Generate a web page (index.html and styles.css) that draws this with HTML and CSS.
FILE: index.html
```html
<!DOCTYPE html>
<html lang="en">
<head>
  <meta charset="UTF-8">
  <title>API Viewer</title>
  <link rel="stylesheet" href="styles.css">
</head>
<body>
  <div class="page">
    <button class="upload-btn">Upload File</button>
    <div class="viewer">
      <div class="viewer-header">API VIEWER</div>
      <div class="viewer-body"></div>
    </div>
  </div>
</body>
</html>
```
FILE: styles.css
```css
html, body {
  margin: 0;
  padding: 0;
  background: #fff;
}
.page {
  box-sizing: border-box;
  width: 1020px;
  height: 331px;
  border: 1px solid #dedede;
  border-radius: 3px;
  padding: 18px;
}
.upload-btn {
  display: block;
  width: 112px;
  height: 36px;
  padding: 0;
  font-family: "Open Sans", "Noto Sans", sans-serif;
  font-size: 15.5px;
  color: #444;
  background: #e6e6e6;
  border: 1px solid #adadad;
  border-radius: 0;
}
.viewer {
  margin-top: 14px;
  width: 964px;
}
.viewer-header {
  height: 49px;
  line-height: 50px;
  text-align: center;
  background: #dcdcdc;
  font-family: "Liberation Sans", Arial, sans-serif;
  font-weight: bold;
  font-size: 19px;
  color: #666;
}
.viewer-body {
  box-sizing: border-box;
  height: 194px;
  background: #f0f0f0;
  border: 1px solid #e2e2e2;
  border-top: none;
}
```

==

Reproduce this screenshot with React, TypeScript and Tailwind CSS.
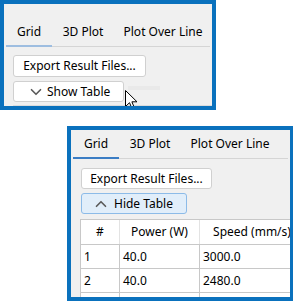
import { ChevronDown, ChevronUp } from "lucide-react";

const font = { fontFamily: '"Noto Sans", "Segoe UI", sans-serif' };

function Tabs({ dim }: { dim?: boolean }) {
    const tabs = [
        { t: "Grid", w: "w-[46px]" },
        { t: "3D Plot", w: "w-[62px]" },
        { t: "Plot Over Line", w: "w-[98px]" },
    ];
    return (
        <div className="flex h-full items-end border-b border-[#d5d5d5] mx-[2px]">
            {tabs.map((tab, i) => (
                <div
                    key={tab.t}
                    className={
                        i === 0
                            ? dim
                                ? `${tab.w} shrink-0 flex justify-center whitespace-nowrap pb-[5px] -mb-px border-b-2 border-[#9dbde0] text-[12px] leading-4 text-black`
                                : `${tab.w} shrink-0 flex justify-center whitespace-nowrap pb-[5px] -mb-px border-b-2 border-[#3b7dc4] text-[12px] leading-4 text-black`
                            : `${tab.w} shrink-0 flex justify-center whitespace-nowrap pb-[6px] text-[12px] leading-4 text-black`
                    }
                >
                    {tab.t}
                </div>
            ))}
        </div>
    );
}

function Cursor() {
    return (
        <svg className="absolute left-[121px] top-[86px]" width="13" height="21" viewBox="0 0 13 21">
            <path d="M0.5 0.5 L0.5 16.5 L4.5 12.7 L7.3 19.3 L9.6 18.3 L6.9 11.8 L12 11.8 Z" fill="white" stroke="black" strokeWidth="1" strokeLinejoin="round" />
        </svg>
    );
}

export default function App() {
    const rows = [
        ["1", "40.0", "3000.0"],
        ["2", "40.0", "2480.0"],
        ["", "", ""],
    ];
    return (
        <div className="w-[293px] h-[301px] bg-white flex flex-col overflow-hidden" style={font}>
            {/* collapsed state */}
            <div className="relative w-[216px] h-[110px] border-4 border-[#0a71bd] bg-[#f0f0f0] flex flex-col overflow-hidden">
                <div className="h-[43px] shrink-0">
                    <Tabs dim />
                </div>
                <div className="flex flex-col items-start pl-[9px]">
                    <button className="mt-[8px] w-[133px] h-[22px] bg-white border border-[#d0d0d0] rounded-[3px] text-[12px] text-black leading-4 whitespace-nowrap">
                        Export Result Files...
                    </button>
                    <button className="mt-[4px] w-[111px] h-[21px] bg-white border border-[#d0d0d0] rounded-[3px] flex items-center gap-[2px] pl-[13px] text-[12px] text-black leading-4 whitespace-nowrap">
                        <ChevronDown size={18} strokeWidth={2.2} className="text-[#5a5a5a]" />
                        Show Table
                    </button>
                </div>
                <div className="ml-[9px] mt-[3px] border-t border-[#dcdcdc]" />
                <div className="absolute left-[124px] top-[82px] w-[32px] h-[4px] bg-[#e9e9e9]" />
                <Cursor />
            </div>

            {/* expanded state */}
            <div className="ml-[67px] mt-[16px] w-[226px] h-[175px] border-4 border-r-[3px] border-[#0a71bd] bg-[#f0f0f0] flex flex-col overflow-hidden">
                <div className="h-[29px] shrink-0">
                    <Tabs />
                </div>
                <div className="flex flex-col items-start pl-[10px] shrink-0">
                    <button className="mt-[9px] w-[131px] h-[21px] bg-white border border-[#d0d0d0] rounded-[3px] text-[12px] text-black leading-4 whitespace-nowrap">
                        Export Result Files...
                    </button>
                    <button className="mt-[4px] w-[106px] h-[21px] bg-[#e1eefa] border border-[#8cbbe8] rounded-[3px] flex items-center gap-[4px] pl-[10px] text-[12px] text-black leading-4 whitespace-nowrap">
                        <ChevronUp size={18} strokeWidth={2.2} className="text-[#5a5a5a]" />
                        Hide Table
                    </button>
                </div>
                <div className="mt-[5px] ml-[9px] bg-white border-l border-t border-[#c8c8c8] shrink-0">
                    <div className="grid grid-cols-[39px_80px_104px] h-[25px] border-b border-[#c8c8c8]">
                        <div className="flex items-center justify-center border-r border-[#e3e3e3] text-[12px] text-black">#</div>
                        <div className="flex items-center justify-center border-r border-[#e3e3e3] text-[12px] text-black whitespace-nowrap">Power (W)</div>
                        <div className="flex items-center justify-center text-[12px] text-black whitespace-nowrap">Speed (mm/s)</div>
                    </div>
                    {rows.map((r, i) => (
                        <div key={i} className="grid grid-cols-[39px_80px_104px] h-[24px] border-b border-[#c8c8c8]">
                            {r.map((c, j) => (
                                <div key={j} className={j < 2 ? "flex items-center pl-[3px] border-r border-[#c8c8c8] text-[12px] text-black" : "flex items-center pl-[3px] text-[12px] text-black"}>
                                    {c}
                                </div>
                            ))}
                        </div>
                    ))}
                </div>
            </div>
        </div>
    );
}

Job: Say, as a single number and nothing more, how many lines of the entries contain the word "this".

Solution to the exercise: 2